Все, что я буду теперь описывать, – исчезло навеки! Исчезли и люди, и обычаи, и даже воспоминания о прежнем; исчезло и прежнее дурное и прежнее хорошее! А было и хорошее в семейном твердом союзе и в повиновении старшим в роду; было хорошее и в рыцарских нравах старинного дворянства! Невзирая на издание закона, по которому все заемные письма признавалась недействительными, если были писаны на простой, а не на гербовой бумаге, в так называемой Литве требование подписи на гербовой бумаге почиталось оскорблением, а подписывание унижением своего достоинства. Разорялись на честное слово (на slowo honoru)! Князь Доминик Радзивилл, взяв иногда игральную карту, коптил ее на свече и писал кончиком щипцов на закопченном месте: "Выдать (такому-то, в такой-то срок) тысячу (более или менее) червонцев: X.D.R", – и поверенный князя не смел даже поморщиться, а выплачивал немедленно. Я видел одно такое заемное письмо, то есть карту, покрытую вишневым клеем, чтоб драгоценная копоть на ней не стерлась. Не помню ни одного случая, чтоб кто-нибудь осмелился отказаться от платежа по заемному письму за своею подписью, потому только, что оно не формальное.
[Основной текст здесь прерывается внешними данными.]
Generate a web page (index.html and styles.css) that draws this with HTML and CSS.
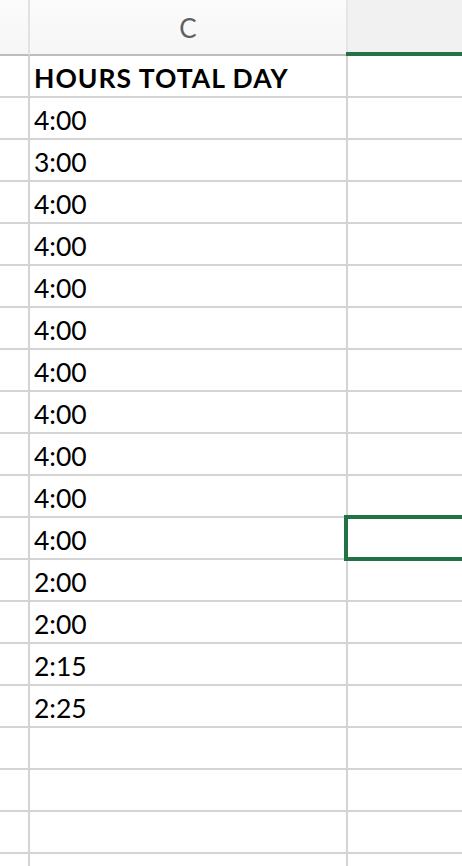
FILE: index.html
```html
<!DOCTYPE html>
<html>
<head>
<meta charset="utf-8">
<link rel="stylesheet" href="styles.css">
</head>
<body>
<div class="sheet">
  <div class="hdr hdr-row"></div>
  <div class="hdr hdr-col">C</div>
  <div class="hdr hdr-col hdr-sel"></div>

  <div class="rh"></div><div class="cell bold">HOURS TOTAL DAY</div><div class="cell last"></div>
  <div class="rh"></div><div class="cell">4:00</div><div class="cell last"></div>
  <div class="rh"></div><div class="cell">3:00</div><div class="cell last"></div>
  <div class="rh"></div><div class="cell">4:00</div><div class="cell last"></div>
  <div class="rh"></div><div class="cell">4:00</div><div class="cell last"></div>
  <div class="rh"></div><div class="cell">4:00</div><div class="cell last"></div>
  <div class="rh"></div><div class="cell">4:00</div><div class="cell last"></div>
  <div class="rh"></div><div class="cell">4:00</div><div class="cell last"></div>
  <div class="rh"></div><div class="cell">4:00</div><div class="cell last"></div>
  <div class="rh"></div><div class="cell">4:00</div><div class="cell last"></div>
  <div class="rh"></div><div class="cell">4:00</div><div class="cell last"></div>
  <div class="rh"></div><div class="cell">4:00</div><div class="cell last selected"></div>
  <div class="rh"></div><div class="cell">2:00</div><div class="cell last"></div>
  <div class="rh"></div><div class="cell">2:00</div><div class="cell last"></div>
  <div class="rh"></div><div class="cell">2:15</div><div class="cell last"></div>
  <div class="rh"></div><div class="cell">2:25</div><div class="cell last"></div>
  <div class="rh"></div><div class="cell"></div><div class="cell last"></div>
  <div class="rh"></div><div class="cell"></div><div class="cell last"></div>
  <div class="rh"></div><div class="cell"></div><div class="cell last"></div>
  <div class="rh"></div><div class="cell"></div><div class="cell last"></div>
</div>
</body>
</html>
```

FILE: styles.css
```css
html, body {
  margin: 0;
  padding: 0;
  background: #ffffff;
  overflow: hidden;
}

.sheet {
  display: grid;
  grid-template-columns: 30px 318px 1fr;
  grid-auto-rows: 42px;
  grid-template-rows: 56px;
  height: 866px;
  overflow: hidden;
  font-family: Lato, "Open Sans", sans-serif;
  font-size: 26.5px;
  color: #000;
}

.hdr {
  box-sizing: border-box;
  background: linear-gradient(#fbfbfb, #f6f6f6);
  border-bottom: 2px solid #bdbdbd;
}

.hdr-row {
  border-right: 2px solid #e2e2e2;
}

.hdr-col {
  border-right: 2px solid #e6e6e6;
  color: #5f5f5f;
  text-align: center;
  line-height: 56px;
  font-size: 26px;
}

.hdr-sel {
  position: relative;
  background: #f1f1f1;
  border-right: none;
  border-bottom: 4px solid #217346;
}

.hdr-sel::before {
  content: "";
  position: absolute;
  left: -2px;
  bottom: -4px;
  width: 2px;
  height: 4px;
  background: #217346;
}

.rh {
  box-sizing: border-box;
  border-right: 2px solid #d4d4d4;
  border-bottom: 2px solid #d4d4d4;
}

.cell {
  box-sizing: border-box;
  border-right: 2px solid #d4d4d4;
  border-bottom: 2px solid #d4d4d4;
  padding-left: 4px;
  padding-top: 4px;
  line-height: 36px;
  white-space: nowrap;
}

.cell.last {
  border-right: none;
}

.bold {
  font-weight: 700;
  letter-spacing: 1px;
}

.selected {
  position: relative;
}

.selected::after {
  content: "";
  position: absolute;
  left: -4px;
  top: -3px;
  right: -10px;
  bottom: -3px;
  border: 4px solid #217346;
}
```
На честное слово можно было поверить жизнь; честь и имение. Verbum nobile debet esse stabile, составляло главную заповедь дворянина. Это то же, что старинное русское: "Не дал слова – крепись, а дал слово – держись" – и древненовгородское: "А кто не сдержит слова, тому да будет стыдно". В нашем славянском племени стыд (то есть бесчестие) был величайшим наказанием, и честное слово тверже всех залогов и подписей. Я застал это на деле, и под клятвою передаю моим детям. Иностранные пройдохи, набегающие на Россию со времен Петра Великого, научили нас многому, чему нехудо было бы разучиться! Коммисионерная торговля, то есть торговля без капиталов, и подложное банкротство – это оригинальные сочинения чужеземных прошлецов. – Добродушные славяне, наши предки, не знали этого прежде.